Stated problem: In the material below, find each line holding the string "table" and copy it.

● ● ● ● ● ● ●

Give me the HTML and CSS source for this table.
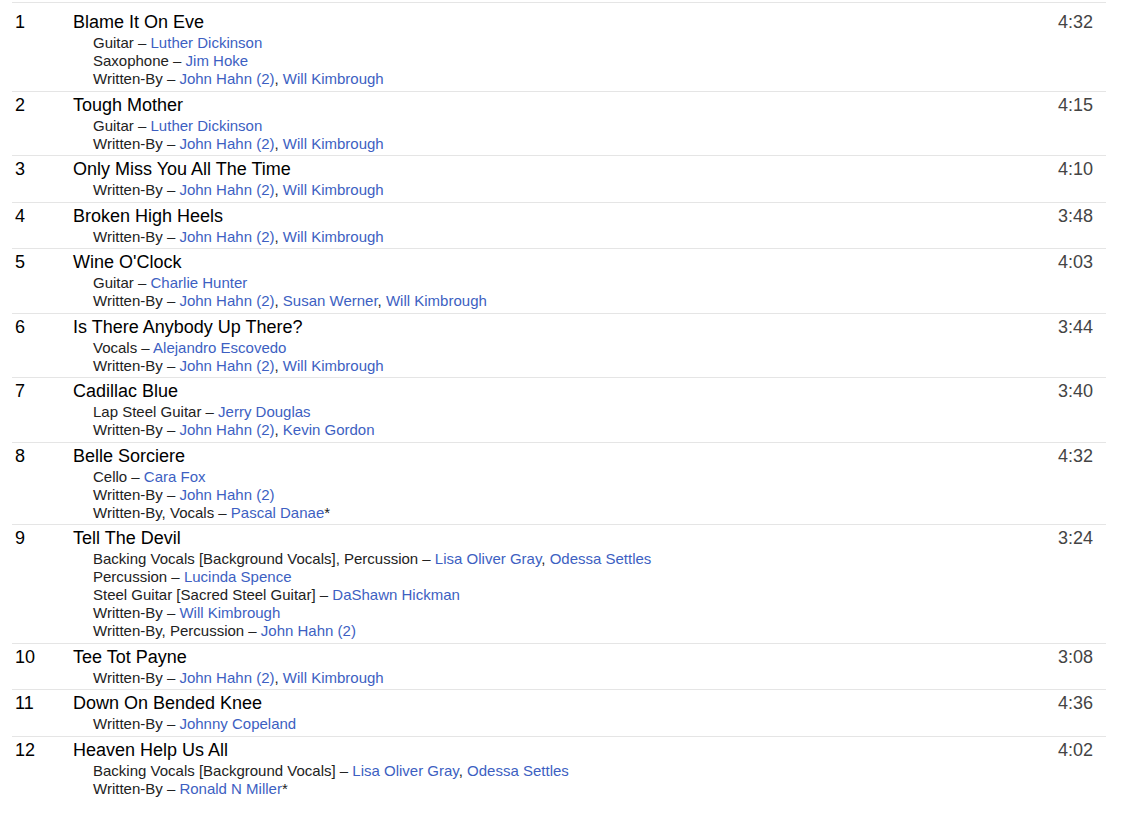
FILE: index.html
```html
<!DOCTYPE html>
<html>
<head>
<meta charset="utf-8">
<link rel="stylesheet" href="styles.css">
</head>
<body>
<table class="tracklist">
<tbody>
<tr class="track first"><td class="pos">1</td><td class="info"><div class="title">Blame It On Eve</div>
<div class="credits">
<div class="credit">Guitar – <a href="#">Luther Dickinson</a></div>
<div class="credit">Saxophone – <a href="#">Jim Hoke</a></div>
<div class="credit">Written-By – <a href="#">John Hahn (2)</a>, <a href="#">Will Kimbrough</a></div>
</div></td><td class="dur">4:32</td></tr>

<tr class="track"><td class="pos">2</td><td class="info"><div class="title">Tough Mother</div>
<div class="credits">
<div class="credit">Guitar – <a href="#">Luther Dickinson</a></div>
<div class="credit">Written-By – <a href="#">John Hahn (2)</a>, <a href="#">Will Kimbrough</a></div>
</div></td><td class="dur">4:15</td></tr>

<tr class="track"><td class="pos">3</td><td class="info"><div class="title">Only Miss You All The Time</div>
<div class="credits">
<div class="credit">Written-By – <a href="#">John Hahn (2)</a>, <a href="#">Will Kimbrough</a></div>
</div></td><td class="dur">4:10</td></tr>

<tr class="track"><td class="pos">4</td><td class="info"><div class="title">Broken High Heels</div>
<div class="credits">
<div class="credit">Written-By – <a href="#">John Hahn (2)</a>, <a href="#">Will Kimbrough</a></div>
</div></td><td class="dur">3:48</td></tr>

<tr class="track"><td class="pos">5</td><td class="info"><div class="title">Wine O'Clock</div>
<div class="credits">
<div class="credit">Guitar – <a href="#">Charlie Hunter</a></div>
<div class="credit">Written-By – <a href="#">John Hahn (2)</a>, <a href="#">Susan Werner</a>, <a href="#">Will Kimbrough</a></div>
</div></td><td class="dur">4:03</td></tr>

<tr class="track"><td class="pos">6</td><td class="info"><div class="title">Is There Anybody Up There?</div>
<div class="credits">
<div class="credit">Vocals – <a href="#">Alejandro Escovedo</a></div>
<div class="credit">Written-By – <a href="#">John Hahn (2)</a>, <a href="#">Will Kimbrough</a></div>
</div></td><td class="dur">3:44</td></tr>

<tr class="track"><td class="pos">7</td><td class="info"><div class="title">Cadillac Blue</div>
<div class="credits">
<div class="credit">Lap Steel Guitar – <a href="#">Jerry Douglas</a></div>
<div class="credit">Written-By – <a href="#">John Hahn (2)</a>, <a href="#">Kevin Gordon</a></div>
</div></td><td class="dur">3:40</td></tr>

<tr class="track"><td class="pos">8</td><td class="info"><div class="title">Belle Sorciere</div>
<div class="credits">
<div class="credit">Cello – <a href="#">Cara Fox</a></div>
<div class="credit">Written-By – <a href="#">John Hahn (2)</a></div>
<div class="credit">Written-By, Vocals – <a href="#">Pascal Danae</a>*</div>
</div></td><td class="dur">4:32</td></tr>

<tr class="track"><td class="pos">9</td><td class="info"><div class="title">Tell The Devil</div>
<div class="credits">
<div class="credit">Backing Vocals [Background Vocals], Percussion – <a href="#">Lisa Oliver Gray</a>, <a href="#">Odessa Settles</a></div>
<div class="credit">Percussion – <a href="#">Lucinda Spence</a></div>
<div class="credit">Steel Guitar [Sacred Steel Guitar] – <a href="#">DaShawn Hickman</a></div>
<div class="credit">Written-By – <a href="#">Will Kimbrough</a></div>
<div class="credit">Written-By, Percussion – <a href="#">John Hahn (2)</a></div>
</div></td><td class="dur">3:24</td></tr>

<tr class="track"><td class="pos">10</td><td class="info"><div class="title">Tee Tot Payne</div>
<div class="credits">
<div class="credit">Written-By – <a href="#">John Hahn (2)</a>, <a href="#">Will Kimbrough</a></div>
</div></td><td class="dur">3:08</td></tr>

<tr class="track"><td class="pos">11</td><td class="info"><div class="title">Down On Bended Knee</div>
<div class="credits">
<div class="credit">Written-By – <a href="#">Johnny Copeland</a></div>
</div></td><td class="dur">4:36</td></tr>

<tr class="track last"><td class="pos">12</td><td class="info"><div class="title">Heaven Help Us All</div>
<div class="credits">
<div class="credit">Backing Vocals [Background Vocals] – <a href="#">Lisa Oliver Gray</a>, <a href="#">Odessa Settles</a></div>
<div class="credit">Written-By – <a href="#">Ronald N Miller</a>*</div>
</div></td><td class="dur">4:02</td></tr>
</tbody>
</table>
</body>
</html>
```

FILE: styles.css
```css
html, body {
  margin: 0;
  padding: 0;
  background: #ffffff;
}
body {
  padding: 2px 17px 0 12px;
  font-family: "Liberation Sans", Arial, sans-serif;
  color: #000;
}
.tracklist {
  width: 1094px;
  border-collapse: collapse;
}
.track td {
  border-top: 1px solid #e5e5e5;
  vertical-align: top;
  padding: 2px 0 2.5px 0;
}
.track.first td {
  padding-top: 8px;
}
.pos {
  width: 55px;
  padding-left: 3px !important;
  font-size: 18px;
  line-height: 23px;
}
.info {
  padding-left: 3px !important;
}
.title {
  font-size: 18px;
  line-height: 23px;
}
.credits {
  padding-left: 20px;
  font-size: 15px;
  line-height: 18px;
  color: #222;
}
.credit a {
  color: #3d5fc2;
  text-decoration: none;
}
.dur {
  width: 80px;
  text-align: right;
  padding-right: 13px !important;
  font-size: 18px;
  line-height: 23px;
  color: #444;
}
```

● ● ● ● ● ● ●

Result:
Give me the HTML and CSS source for this table.
<table class="tracklist">
</table>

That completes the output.